Wolf Creek 2 has been sat on my shelf for weeks, probably because I thought it was going to be another pointless sequel feeding off the success of the original movie. Crazed, serial-killing pig-hunter Mick Taylor is back, cleaning up The Outback with his trusty blade and quick-fire wit. He still hates foreigners, now more so than ever, which is pretty much all the plot you need for a killer sequel. It's easy to criticise Wolf Creek 2 for falling prey to sequelitis. Like a lot of films before it, particularly in the horror genre, Greg McLean has taken his potty-mouth bogeyman and made him the star. The same thing happened with Freddy, Jason and Chucky, and we all know what happened next. Fortunately for us, it's been eight years since we last saw Mick, so his return to the big screen is more than welcome. It's like having an old friend for dinner.

With Mick taking centre stage it would be easy for McLean to forget the cardinal rule of horror films; give the audience somebody to root for. Horror films lose their grip if the audience doesn't care for the good guy, and more often than not the film becomes a mindless exercise in body counts and bloodshed. While it would be fair to say the first few victims fall foul of this, the introduction of British backpacker Paul Hammersmith (Ryan Corr) changes the dynamic completely. First of all, he's a man. Which is still pretty rare in the slasher sub-genre. Secondly, he's pretty damn smart. Again, not the most common occurrence in the world of horror. 

John Jarratt clearly has a lot of love for his psychotic creation, even if he does push credibility to the limit at times, but he gets away with it because Mick Taylor is such a pleasure to be around. Wolf Creek 2 comes into its own when the game of cat and mouse begins, with both characters upping the ante at every turn. McLean may have dispensed with the drip feed of terror that made the original so appealing, but the Looney Tune escapades of part two are difficult to fault.
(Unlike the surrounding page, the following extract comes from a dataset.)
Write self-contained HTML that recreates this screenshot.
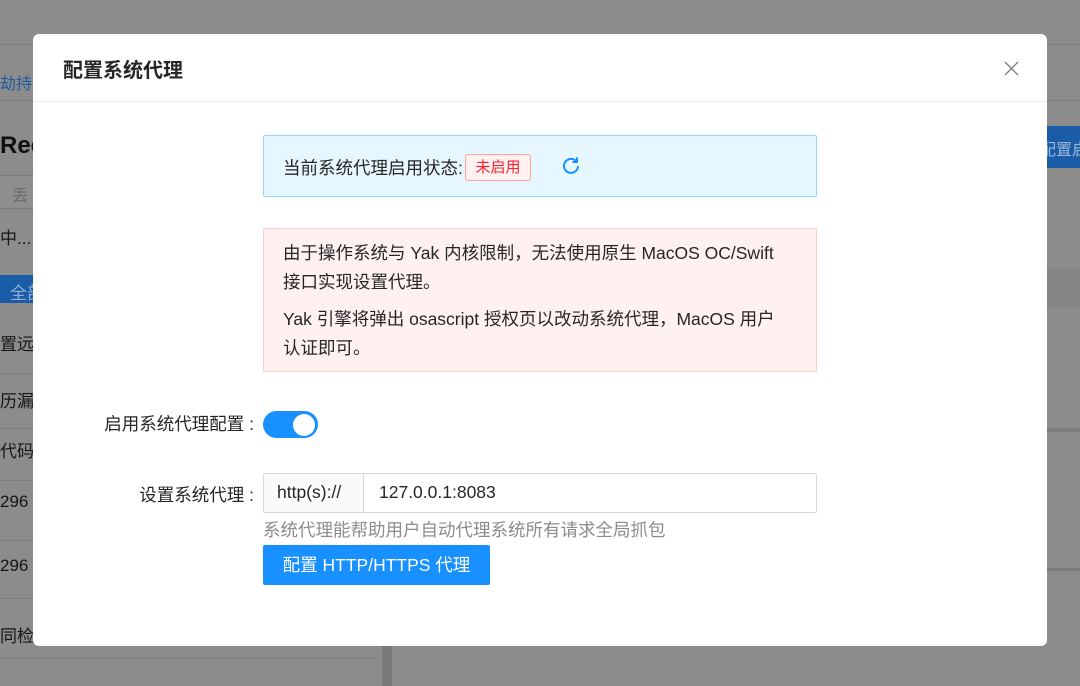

With any other franchise I would probably criticise the change of direction Wolf Creek has made, but in all honesty, I was having too much fun to care.

Wolf Creek 2 is a blast from start to finish. I would love to see Mick go up against an even bigger psycho in part three, but we might have to wait another eight years for that. Bigger, bolder and funnier than the original, Wolf Creek 2 really shouldn't be this entertaining. What's more, the final scene is spot on. Definitely worth a look.